= Goal of the exercise =
Go over the listing below line by line and tally those containing "React". Give only the tally.

━━ Collected data

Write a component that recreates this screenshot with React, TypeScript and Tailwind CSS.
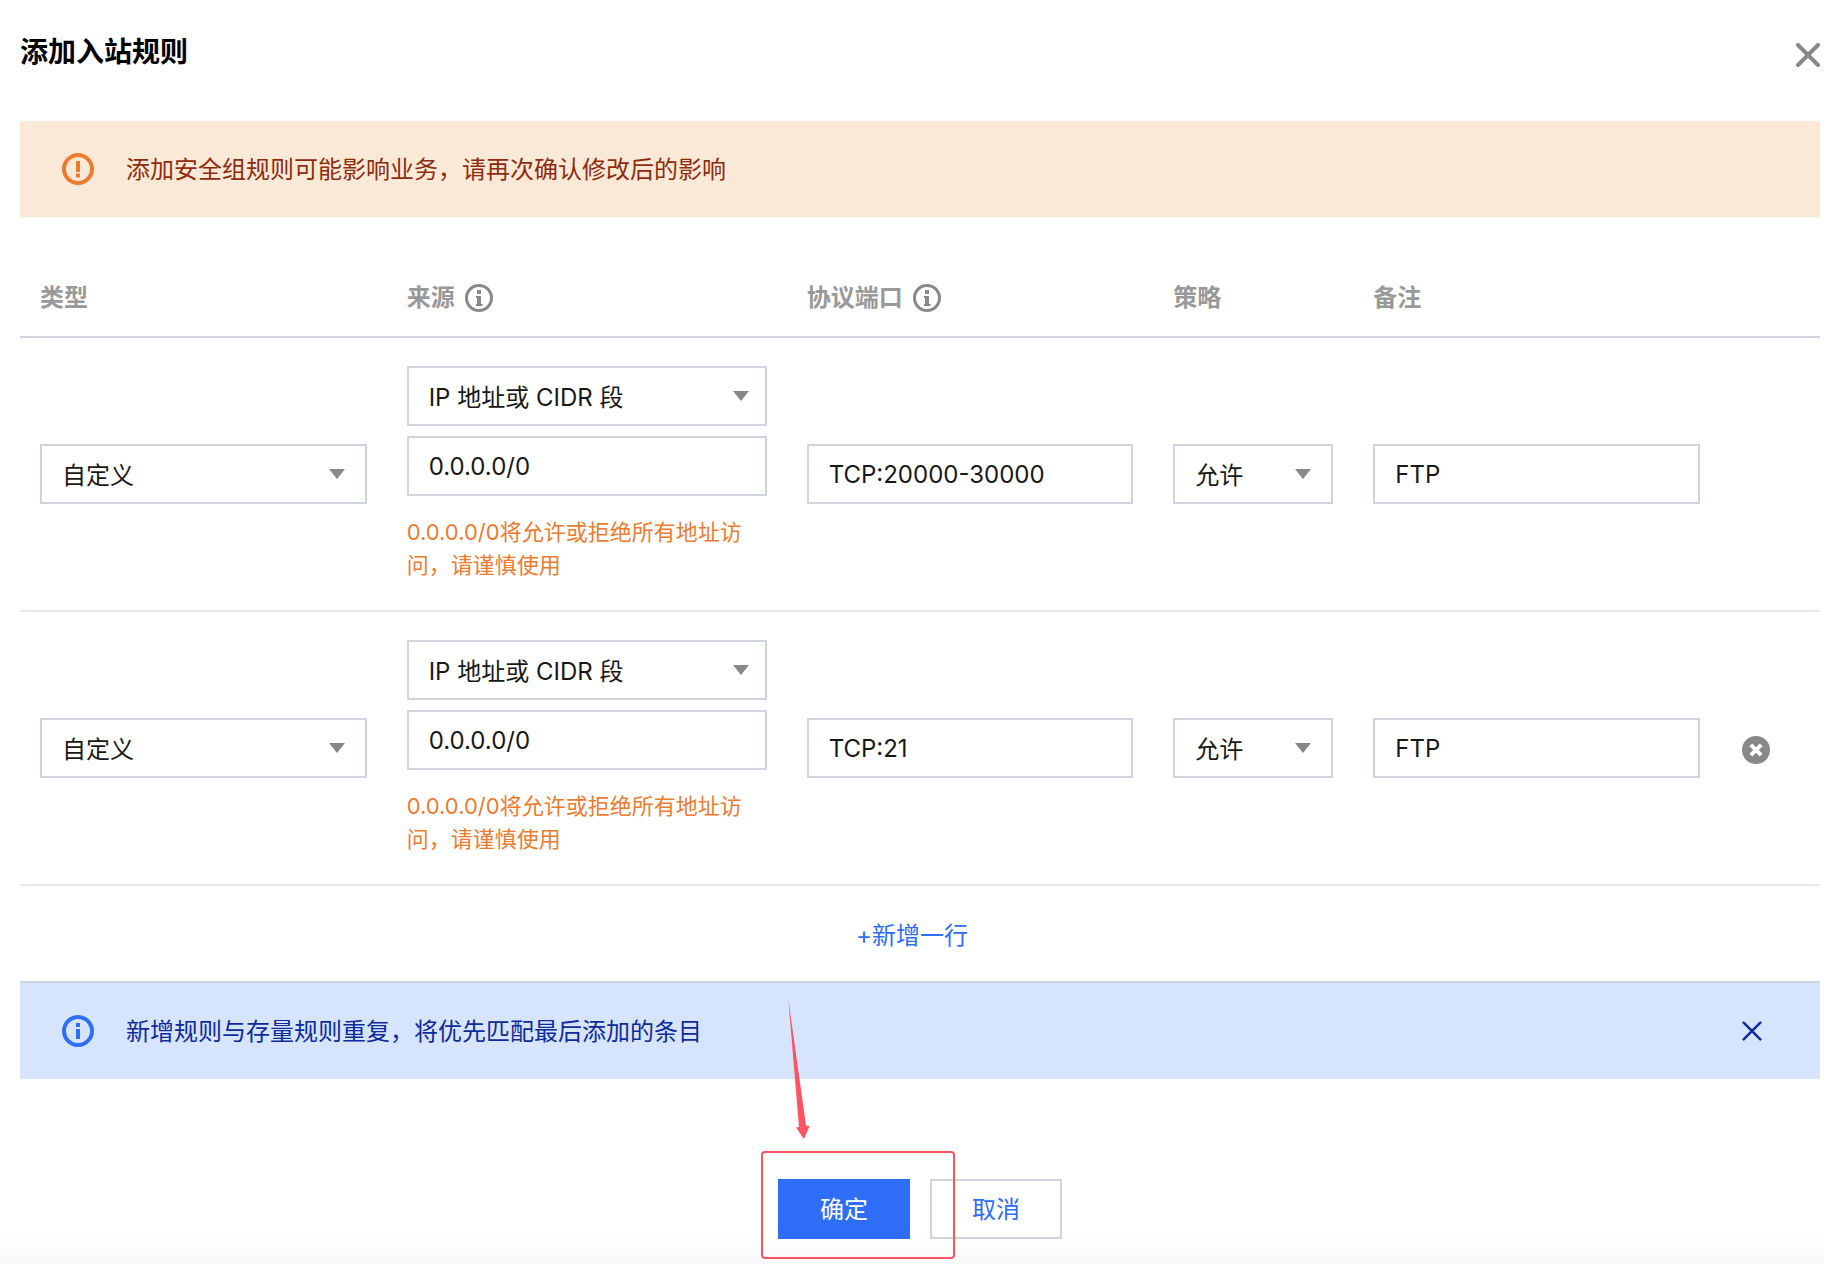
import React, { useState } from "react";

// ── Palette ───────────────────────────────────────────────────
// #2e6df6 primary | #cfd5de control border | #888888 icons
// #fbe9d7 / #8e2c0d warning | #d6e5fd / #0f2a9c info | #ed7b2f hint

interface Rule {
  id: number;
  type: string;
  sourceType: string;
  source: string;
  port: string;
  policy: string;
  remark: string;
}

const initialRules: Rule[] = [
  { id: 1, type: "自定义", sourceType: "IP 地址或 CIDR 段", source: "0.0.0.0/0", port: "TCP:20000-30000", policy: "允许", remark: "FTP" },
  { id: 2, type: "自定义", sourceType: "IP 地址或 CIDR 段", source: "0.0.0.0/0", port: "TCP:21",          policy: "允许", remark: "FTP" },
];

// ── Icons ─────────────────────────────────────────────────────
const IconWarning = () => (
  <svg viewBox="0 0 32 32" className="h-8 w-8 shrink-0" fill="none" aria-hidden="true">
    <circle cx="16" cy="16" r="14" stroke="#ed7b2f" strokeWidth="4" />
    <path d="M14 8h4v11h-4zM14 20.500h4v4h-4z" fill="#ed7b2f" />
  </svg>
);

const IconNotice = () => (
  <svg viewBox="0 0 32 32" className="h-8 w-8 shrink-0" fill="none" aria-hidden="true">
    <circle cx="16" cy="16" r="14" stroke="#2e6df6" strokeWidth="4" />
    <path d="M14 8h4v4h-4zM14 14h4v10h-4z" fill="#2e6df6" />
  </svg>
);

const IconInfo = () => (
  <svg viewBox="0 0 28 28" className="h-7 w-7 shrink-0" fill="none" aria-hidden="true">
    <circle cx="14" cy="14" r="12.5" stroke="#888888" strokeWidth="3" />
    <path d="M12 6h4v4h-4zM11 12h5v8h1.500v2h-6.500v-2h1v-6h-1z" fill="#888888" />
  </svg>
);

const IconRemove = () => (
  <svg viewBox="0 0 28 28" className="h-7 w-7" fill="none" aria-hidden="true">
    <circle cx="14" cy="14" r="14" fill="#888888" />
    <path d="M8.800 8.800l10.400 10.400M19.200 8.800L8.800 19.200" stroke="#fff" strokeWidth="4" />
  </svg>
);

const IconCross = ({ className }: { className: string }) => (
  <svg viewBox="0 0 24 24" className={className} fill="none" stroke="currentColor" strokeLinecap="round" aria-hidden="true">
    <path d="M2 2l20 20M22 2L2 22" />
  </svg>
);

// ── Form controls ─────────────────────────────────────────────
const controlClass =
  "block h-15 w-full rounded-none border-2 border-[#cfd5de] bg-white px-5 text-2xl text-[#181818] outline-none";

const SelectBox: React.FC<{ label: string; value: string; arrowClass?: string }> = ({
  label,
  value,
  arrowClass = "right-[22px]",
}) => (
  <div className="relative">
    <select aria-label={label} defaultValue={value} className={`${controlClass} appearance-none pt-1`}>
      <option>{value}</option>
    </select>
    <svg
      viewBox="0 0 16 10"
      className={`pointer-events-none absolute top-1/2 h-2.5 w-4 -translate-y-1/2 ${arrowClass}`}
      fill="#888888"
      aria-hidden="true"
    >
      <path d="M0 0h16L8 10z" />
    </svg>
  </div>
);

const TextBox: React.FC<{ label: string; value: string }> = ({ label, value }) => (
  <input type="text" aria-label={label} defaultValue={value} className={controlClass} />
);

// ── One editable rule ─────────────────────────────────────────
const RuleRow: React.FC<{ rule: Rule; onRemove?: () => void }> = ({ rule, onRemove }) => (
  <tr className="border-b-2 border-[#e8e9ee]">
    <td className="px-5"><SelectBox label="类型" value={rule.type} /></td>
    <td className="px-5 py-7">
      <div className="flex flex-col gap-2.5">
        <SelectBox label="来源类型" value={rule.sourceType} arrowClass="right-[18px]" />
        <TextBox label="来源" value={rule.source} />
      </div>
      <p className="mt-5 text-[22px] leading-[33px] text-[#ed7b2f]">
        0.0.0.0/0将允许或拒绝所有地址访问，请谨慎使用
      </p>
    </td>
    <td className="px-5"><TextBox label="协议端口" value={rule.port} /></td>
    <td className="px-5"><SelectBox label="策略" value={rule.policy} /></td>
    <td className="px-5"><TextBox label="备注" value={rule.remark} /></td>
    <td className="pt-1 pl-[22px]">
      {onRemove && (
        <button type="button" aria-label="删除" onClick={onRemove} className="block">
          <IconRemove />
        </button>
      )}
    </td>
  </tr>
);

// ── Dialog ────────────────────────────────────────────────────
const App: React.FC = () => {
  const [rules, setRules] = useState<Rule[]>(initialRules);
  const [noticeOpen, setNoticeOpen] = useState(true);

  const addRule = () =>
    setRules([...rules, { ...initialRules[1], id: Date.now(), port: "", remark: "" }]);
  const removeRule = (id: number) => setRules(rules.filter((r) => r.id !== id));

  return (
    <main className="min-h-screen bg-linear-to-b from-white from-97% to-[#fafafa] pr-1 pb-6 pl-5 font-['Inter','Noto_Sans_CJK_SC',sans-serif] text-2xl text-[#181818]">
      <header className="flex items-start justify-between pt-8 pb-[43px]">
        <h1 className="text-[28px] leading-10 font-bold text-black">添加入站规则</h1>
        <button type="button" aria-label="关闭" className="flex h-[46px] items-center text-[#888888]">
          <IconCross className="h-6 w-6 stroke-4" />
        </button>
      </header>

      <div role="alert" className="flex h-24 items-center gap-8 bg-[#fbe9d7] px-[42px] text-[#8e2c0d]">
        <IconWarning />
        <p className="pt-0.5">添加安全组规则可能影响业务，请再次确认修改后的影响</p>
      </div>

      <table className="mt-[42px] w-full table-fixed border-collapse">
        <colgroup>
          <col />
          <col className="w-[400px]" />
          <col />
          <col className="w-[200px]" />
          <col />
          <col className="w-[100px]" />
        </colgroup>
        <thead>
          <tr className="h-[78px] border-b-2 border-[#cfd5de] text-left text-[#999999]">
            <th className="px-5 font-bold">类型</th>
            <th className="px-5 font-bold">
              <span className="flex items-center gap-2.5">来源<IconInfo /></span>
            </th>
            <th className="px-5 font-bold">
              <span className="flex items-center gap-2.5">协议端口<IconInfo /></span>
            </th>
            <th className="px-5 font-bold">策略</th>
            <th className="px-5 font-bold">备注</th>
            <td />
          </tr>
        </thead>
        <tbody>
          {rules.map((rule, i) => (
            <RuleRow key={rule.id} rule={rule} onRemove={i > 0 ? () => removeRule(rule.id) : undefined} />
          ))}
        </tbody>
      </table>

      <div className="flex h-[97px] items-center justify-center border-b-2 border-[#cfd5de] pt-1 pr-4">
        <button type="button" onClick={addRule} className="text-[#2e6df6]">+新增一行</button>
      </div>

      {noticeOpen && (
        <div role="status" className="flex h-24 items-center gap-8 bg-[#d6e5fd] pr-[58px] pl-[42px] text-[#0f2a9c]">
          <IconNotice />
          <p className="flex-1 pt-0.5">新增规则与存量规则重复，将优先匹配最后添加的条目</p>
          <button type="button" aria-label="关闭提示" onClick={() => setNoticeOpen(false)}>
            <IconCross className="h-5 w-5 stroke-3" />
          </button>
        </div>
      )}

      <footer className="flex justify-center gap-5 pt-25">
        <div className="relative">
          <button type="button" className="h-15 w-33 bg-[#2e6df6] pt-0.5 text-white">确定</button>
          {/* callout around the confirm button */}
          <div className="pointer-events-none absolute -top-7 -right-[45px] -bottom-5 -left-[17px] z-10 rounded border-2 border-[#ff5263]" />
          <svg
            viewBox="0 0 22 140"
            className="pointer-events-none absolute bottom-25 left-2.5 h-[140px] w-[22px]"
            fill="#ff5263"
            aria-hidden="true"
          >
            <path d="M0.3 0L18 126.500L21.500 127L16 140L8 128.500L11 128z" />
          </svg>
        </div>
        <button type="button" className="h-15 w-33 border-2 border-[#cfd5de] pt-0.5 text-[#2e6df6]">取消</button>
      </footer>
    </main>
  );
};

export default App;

━━━━

= Task answer =
6